A Ninewells Hospital doctor has revealed the battle to save lives in the busiest accident and emergency department in the world.
Anaesthetist Iain Levack left his regular job to serve in the military operating theatres of Camp Bastion in Afghanistan last year. He will be heading back in the spring to the desert hospital where every day a casualty arrives with both legs and an arm blown off.
Lieutenant Colonel Levack is the officer commanding the Dundee Squadron of 205 (Scottish) Field Hospital, a reserve unit that sends doctors, nurses and other medical support professionals to assist the regular forces in war zones.
A veteran of Kosovo and Iraq, as well as the campaign in Afghanistan, Lt Col Levack gave a graphic account of the Camp Bastion medical teams’ work to Tayside employers who release their staff to serve in the reserve forces.
He left the employers in no doubt of how important their support and co-operation was, allowing their staff to save the lives of soldiers and civilians whose lives would “bleed out” of them were it not for the skilled medical teams in the desert hospital.
He described how snatch teams go in and airlift casualties from the front line.
The on-board medics give life-preserving treatment while the helicopters head back to Camp Bastion.
There, operating teams amputate shredded limbs and patch up soldiers before they are flown back to Birmingham to start the long process of recovery and rehabilitation.
“The joint (regular forces) medical services would crumble without the input from the voluntary team,” said Lt Col Levack, addressing civilian employers and reservists at the Reserve Forces and Cadet Association annual general meeting in Oliver Barracks, Dundee, on Tuesday.

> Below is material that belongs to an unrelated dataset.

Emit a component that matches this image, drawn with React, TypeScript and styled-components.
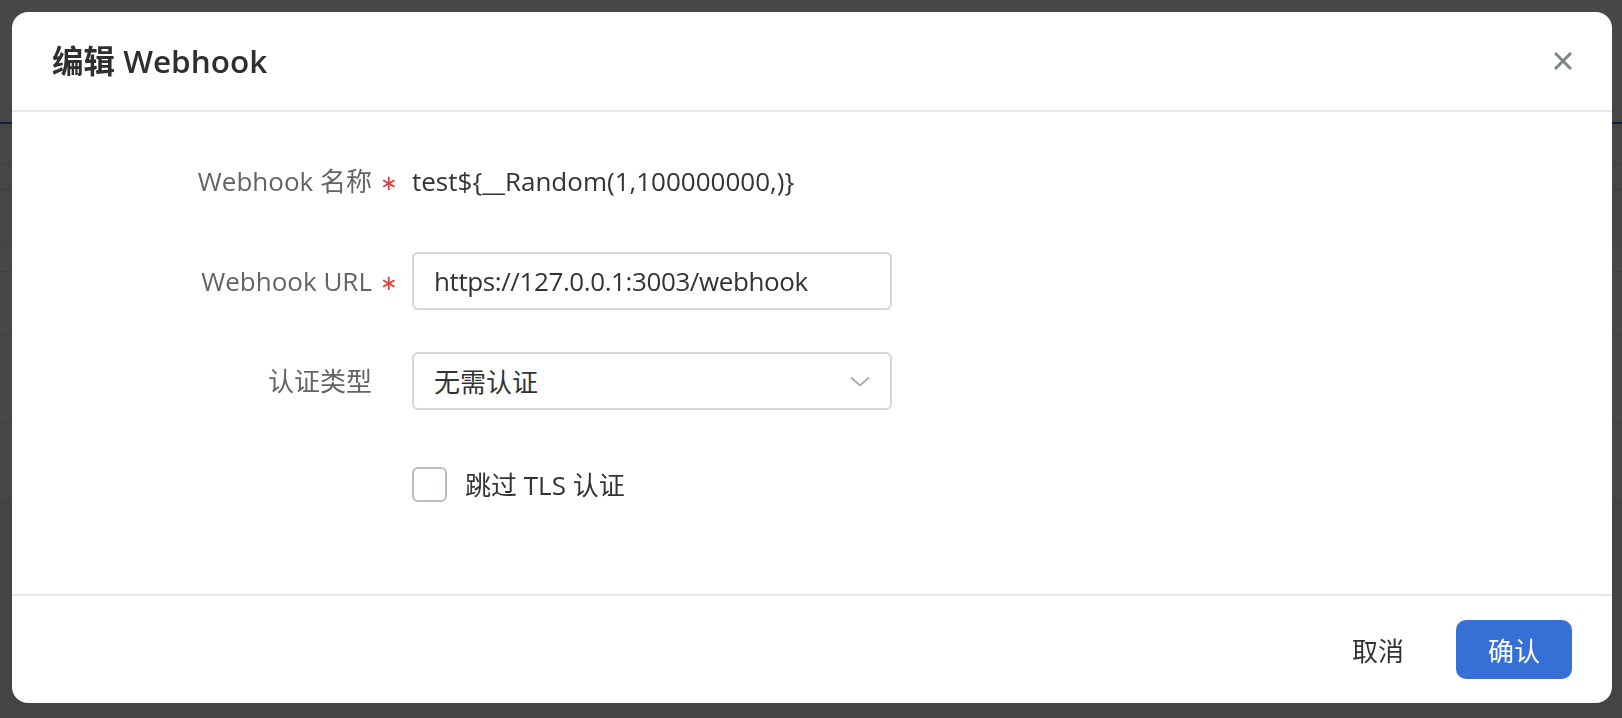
import React from 'react';
import styled, { createGlobalStyle } from 'styled-components';

const GlobalStyle = createGlobalStyle`
  html, body {
    margin: 0;
    padding: 0;
    width: 100%;
    height: 100%;
    overflow: hidden;
  }
  body {
    font-family: "Open Sans", "Noto Sans CJK SC", sans-serif;
    background: #f0f2f5;
  }
  * { box-sizing: border-box; }
`;

/* ---------- background page (behind the mask) ---------- */
const Page = styled.div`
  width: 1622px;
  height: 718px;
  background: #f0f2f5;
  display: flex;
  flex-direction: column;
`;

const TopBar = styled.div`
  height: 124px;
  background: #ffffff;
  border-bottom: 2px solid #3670d7;
`;

const Table = styled.div`
  background: #ffffff;
  display: flex;
  flex-direction: column;
`;

const TableRow = styled.div<{ $h: number; $bg?: string }>`
  height: ${(p) => p.$h}px;
  background: ${(p) => p.$bg || '#ffffff'};
  border-bottom: 1px solid #e3e5ea;
`;

/* ---------- modal ---------- */
const Mask = styled.div`
  position: fixed;
  inset: 0;
  background: rgba(0, 0, 0, 0.72);
  display: flex;
  align-items: flex-start;
  justify-content: flex-start;
  padding: 12px 0 0 12px;
`;

const Modal = styled.div`
  width: 1600px;
  background: #ffffff;
  border-radius: 16px;
  display: flex;
  flex-direction: column;
  overflow: hidden;
`;

const Header = styled.div`
  height: 100px;
  padding: 0 40px;
  display: flex;
  align-items: center;
  justify-content: space-between;
  border-bottom: 2px solid #e7e7ee;
`;

const Title = styled.h2`
  margin: 0;
  font-size: 31.5px;
  font-weight: 600;
  color: #2f2f2f;
  line-height: 40px;
`;

const CloseButton = styled.button`
  width: 18px;
  height: 18px;
  padding: 0;
  border: none;
  background: transparent;
  display: flex;
  cursor: pointer;
`;

const Body = styled.div`
  padding: 40px 40px 81px;
  display: flex;
  flex-direction: column;
  gap: 42px;
`;

const FormItem = styled.div<{ $shift?: number }>`
  display: flex;
  align-items: center;
  gap: 40px;
  min-height: 58px;
  margin-top: ${(p) => p.$shift || 0}px;
`;

const Label = styled.label`
  width: 320px;
  display: flex;
  justify-content: flex-end;
  font-size: 26px;
  line-height: 36px;
  color: #646464;
`;

const LabelText = styled.span`
  position: relative;
`;

const Required = styled.span`
  position: absolute;
  left: calc(100% + 8px);
  top: 50%;
  transform: translateY(-42%);
  font-family: "DejaVu Sans", sans-serif;
  font-size: 21px;
  line-height: 22px;
  color: #e23b3b;
`;

const ValueText = styled.span`
  font-size: 26px;
  line-height: 36px;
  color: #333333;
`;

const TextInput = styled.input`
  width: 480px;
  height: 58px;
  border: 2px solid #d4d6dc;
  border-radius: 6px;
  padding: 0 20px;
  font: inherit;
  font-size: 26px;
  letter-spacing: -0.4px;
  color: #333333;
  outline: none;
  background: #fff;
`;

const SelectBox = styled.div`
  width: 480px;
  height: 58px;
  border: 2px solid #d4d6dc;
  border-radius: 6px;
  padding: 0 20px;
  display: flex;
  align-items: center;
  justify-content: space-between;
  font-size: 26px;
  color: #333333;
  background: #fff;
`;

const CheckRow = styled.label`
  display: flex;
  align-items: center;
  gap: 18px;
  font-size: 26px;
  color: #333333;
`;

const CheckBox = styled.span`
  width: 35px;
  height: 35px;
  border: 2px solid #b9bdc4;
  border-radius: 6px;
  background: #fff;
`;

const Footer = styled.div`
  border-top: 2px solid #e7e7ee;
  padding: 24px 40px;
  display: flex;
  justify-content: flex-end;
  gap: 20px;
`;

const Button = styled.button<{ $primary?: boolean }>`
  height: 59px;
  padding: 0 32px;
  border: none;
  border-radius: 10px;
  font: inherit;
  font-size: 26px;
  color: ${(p) => (p.$primary ? '#ffffff' : '#333333')};
  background: ${(p) => (p.$primary ? '#3670d7' : 'transparent')};
  cursor: pointer;
`;

const CloseIcon = () => (
  <svg width="18" height="18" viewBox="0 0 18 18">
    <path d="M1 1 L17 17 M17 1 L1 17" stroke="#7f8489" strokeWidth="3" fill="none" />
  </svg>
);

const Chevron = () => (
  <svg width="20" height="11" viewBox="0 0 20 11">
    <polyline points="1,1.5 10,9.5 19,1.5" stroke="#a9adb4" strokeWidth="2" fill="none" />
  </svg>
);

export default function App() {
  return (
    <>
      <GlobalStyle />
      <Page>
        <TopBar />
        <Table>
          <TableRow $h={40} />
          <TableRow $h={26} />
          <TableRow $h={57} $bg="#fafafa" />
          <TableRow $h={25} />
          <TableRow $h={63} />
          <TableRow $h={88} />
          <TableRow $h={78} />
        </Table>
      </Page>
      <Mask>
        <Modal>
          <Header>
            <Title>编辑 Webhook</Title>
            <CloseButton aria-label="关闭">
              <CloseIcon />
            </CloseButton>
          </Header>
          <Body>
            <FormItem>
              <Label>
                <LabelText>
                  Webhook 名称<Required>∗</Required>
                </LabelText>
              </Label>
              <ValueText>test${'{'}__Random(1,100000000,){'}'}</ValueText>
            </FormItem>
            <FormItem>
              <Label>
                <LabelText>
                  Webhook URL<Required>∗</Required>
                </LabelText>
              </Label>
              <TextInput defaultValue="https://127.0.0.1:3003/webhook" />
            </FormItem>
            <FormItem>
              <Label>
                <LabelText>认证类型</LabelText>
              </Label>
              <SelectBox>
                <span>无需认证</span>
                <Chevron />
              </SelectBox>
            </FormItem>
            <FormItem $shift={3}>
              <Label />
              <CheckRow>
                <CheckBox />
                <span>跳过 TLS 认证</span>
              </CheckRow>
            </FormItem>
          </Body>
          <Footer>
            <Button>取消</Button>
            <Button $primary>确认</Button>
          </Footer>
        </Modal>
      </Mask>
    </>
  );
}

“There are just not enough regular (forces) doctors to make this (Camp Bastion) sustainable. It’s one of the biggest trauma centres in the world in one of the most dangerous places in the world.”
Each reserve medic tour lasts 10 weeks and they get experience that is not available in their home hospitals.Shocking injuries a daily occurenceLt Col Levack screened images of his team tackling the injuries of a young soldier with both legs hanging off and an arm blown off, one of his patients during his tour of duty in Camp Bastion last year.
He said, “In Bastion right now there are probably one or two individuals per day coming in like that.”
He also treated a man known as EF, an enemy force shot in the back and with a gaping wound in his chest where the bullet passed through.
Lt Col Levack said the young man, who appeared to be of Pakistani origin, was mute for several days while in intensive care.
He said, “Eventually he was overheard speaking on a mobile phone in a very thick Birmingham accent. That is what is going on in Afghanistan.”
He also showed images of an eight-year-old Afghan girl, an innocent victim caught up in the fighting, whose insides had spilled out of her injured abdomen.
She too was in intensive care at Camp Bastion for several days, but her future is less certain than the injured troops’.
Lt Col Levack said that after life-saving treatment in Bastion, American troops were airlifted to Germany and British troops were taken to Selly Oak in Birmingham.
He said, “Where do the Afghans go? They don’t go anywhere. They stay in Bastion until they are able to walk out.”
After his talk Scotland’s top soldier, Brigadier George Lowder, commander of 51 Brigade, presented several local employers with forces reservists in their workforce with certificates of thanks signed by defence secretary Dr Liam Fox.
There are almost 100 reservists from Dundee, Angus and Perthshire preparing for operations.